__Stated task__:
Look through the listing below and report how many lines contain "styles", as a bare number.
═════ Material provided
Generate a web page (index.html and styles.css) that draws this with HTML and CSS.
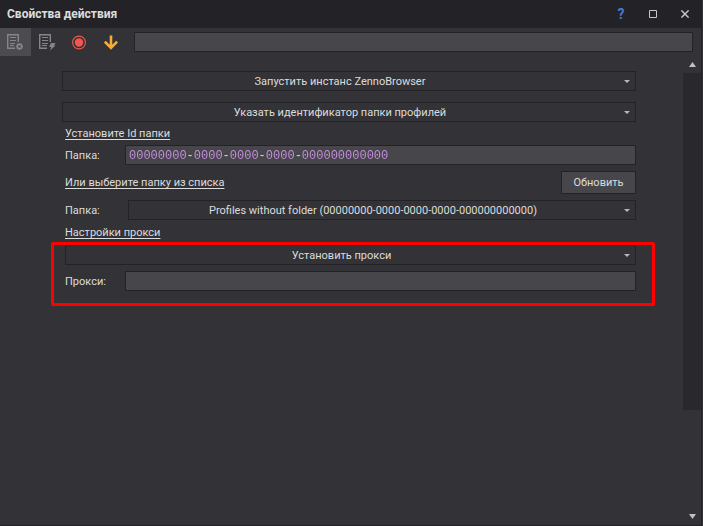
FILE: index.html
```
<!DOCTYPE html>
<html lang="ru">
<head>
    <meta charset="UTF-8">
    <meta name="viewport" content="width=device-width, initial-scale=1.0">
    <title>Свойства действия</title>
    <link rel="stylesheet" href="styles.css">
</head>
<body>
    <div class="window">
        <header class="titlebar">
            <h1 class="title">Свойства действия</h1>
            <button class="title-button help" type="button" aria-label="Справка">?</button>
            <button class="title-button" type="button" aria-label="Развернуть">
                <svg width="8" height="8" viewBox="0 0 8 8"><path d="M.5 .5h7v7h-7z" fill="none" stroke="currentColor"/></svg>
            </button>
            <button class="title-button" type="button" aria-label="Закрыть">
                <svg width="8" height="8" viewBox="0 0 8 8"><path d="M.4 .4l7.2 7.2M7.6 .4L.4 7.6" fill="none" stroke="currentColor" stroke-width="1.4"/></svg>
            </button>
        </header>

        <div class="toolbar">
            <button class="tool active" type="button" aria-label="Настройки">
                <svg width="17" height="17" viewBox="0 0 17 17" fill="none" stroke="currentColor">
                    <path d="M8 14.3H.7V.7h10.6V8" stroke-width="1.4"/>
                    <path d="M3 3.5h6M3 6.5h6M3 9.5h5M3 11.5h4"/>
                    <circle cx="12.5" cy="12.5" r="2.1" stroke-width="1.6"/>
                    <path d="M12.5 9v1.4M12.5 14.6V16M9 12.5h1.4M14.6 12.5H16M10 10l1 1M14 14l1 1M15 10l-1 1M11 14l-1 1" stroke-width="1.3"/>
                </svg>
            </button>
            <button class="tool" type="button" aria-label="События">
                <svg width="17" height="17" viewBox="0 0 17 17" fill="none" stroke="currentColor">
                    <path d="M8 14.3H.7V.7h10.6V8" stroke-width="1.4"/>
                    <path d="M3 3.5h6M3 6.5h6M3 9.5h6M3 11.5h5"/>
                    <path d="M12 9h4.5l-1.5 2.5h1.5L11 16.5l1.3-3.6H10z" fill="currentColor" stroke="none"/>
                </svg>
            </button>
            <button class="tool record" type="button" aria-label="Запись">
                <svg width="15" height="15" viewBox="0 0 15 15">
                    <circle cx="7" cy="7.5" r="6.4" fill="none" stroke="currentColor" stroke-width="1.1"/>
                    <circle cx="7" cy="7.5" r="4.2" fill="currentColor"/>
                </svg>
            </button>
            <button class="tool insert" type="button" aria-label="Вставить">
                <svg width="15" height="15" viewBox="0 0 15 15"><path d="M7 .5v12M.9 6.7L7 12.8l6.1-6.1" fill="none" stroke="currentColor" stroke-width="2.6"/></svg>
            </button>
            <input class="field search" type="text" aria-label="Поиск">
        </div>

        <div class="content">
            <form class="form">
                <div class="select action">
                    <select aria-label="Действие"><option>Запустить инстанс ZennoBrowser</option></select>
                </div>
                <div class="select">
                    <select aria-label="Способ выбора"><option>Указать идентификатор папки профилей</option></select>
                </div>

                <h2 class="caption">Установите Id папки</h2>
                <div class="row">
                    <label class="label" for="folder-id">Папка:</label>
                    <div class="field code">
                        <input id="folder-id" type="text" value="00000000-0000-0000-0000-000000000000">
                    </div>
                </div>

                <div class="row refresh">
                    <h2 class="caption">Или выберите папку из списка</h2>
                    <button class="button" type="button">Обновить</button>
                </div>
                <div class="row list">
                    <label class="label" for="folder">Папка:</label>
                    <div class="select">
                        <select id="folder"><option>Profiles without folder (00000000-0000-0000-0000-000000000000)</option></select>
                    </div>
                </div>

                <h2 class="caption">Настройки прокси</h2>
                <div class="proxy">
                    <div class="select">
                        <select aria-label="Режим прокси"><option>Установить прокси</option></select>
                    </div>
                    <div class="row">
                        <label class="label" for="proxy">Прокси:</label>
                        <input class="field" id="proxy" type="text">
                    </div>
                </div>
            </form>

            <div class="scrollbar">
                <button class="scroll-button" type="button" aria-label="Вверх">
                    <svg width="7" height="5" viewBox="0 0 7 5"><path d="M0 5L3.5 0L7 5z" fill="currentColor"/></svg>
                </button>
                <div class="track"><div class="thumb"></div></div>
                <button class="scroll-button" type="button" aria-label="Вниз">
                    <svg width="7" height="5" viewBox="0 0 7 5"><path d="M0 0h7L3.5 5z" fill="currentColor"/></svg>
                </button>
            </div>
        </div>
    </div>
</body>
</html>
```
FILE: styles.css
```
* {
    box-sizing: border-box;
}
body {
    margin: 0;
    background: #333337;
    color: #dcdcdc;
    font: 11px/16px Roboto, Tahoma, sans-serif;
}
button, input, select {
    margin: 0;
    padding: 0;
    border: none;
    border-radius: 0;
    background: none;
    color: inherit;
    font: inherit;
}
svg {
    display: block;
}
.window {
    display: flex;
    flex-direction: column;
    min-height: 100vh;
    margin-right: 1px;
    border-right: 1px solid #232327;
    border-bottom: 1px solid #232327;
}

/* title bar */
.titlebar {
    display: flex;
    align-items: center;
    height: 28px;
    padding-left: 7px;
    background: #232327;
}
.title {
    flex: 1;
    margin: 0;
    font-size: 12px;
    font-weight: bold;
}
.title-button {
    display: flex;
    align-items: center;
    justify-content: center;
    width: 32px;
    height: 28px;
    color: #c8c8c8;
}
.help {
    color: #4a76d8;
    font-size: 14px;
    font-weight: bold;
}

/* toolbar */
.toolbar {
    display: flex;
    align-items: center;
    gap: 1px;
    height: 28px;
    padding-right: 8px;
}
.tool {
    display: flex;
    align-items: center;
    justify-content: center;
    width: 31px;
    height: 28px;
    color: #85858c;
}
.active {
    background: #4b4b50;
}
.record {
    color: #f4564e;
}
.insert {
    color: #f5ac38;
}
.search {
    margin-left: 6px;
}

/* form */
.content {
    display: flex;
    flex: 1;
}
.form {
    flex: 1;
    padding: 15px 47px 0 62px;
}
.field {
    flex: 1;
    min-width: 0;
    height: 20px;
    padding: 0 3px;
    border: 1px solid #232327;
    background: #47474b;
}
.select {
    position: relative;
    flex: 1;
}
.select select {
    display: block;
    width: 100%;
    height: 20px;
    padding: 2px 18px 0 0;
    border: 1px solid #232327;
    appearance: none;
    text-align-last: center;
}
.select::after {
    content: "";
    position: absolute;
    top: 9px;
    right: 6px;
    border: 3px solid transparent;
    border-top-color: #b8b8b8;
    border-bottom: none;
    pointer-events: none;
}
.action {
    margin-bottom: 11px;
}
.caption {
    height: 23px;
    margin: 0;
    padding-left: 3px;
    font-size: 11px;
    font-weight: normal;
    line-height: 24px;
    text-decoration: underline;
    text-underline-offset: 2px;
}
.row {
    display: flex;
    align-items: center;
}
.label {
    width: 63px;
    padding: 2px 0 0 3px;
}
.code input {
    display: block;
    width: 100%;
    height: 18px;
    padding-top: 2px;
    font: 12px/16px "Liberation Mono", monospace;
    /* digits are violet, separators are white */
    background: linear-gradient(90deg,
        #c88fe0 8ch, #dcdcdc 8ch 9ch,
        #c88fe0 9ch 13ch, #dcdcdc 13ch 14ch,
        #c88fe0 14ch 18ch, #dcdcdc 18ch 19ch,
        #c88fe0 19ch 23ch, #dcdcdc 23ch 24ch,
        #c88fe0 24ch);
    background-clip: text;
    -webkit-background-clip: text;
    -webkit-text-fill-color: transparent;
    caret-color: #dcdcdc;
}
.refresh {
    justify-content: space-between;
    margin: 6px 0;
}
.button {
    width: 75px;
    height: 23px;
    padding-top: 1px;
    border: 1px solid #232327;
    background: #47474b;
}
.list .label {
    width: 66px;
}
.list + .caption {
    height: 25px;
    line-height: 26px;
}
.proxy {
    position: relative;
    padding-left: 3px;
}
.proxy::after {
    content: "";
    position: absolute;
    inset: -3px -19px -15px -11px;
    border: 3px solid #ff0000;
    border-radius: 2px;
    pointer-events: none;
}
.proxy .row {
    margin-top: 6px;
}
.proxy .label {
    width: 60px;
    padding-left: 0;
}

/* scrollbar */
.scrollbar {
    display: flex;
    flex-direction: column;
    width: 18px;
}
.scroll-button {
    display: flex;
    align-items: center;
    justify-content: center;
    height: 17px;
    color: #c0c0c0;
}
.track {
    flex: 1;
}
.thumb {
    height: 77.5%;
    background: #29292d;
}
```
══════════
__Written solution__:
3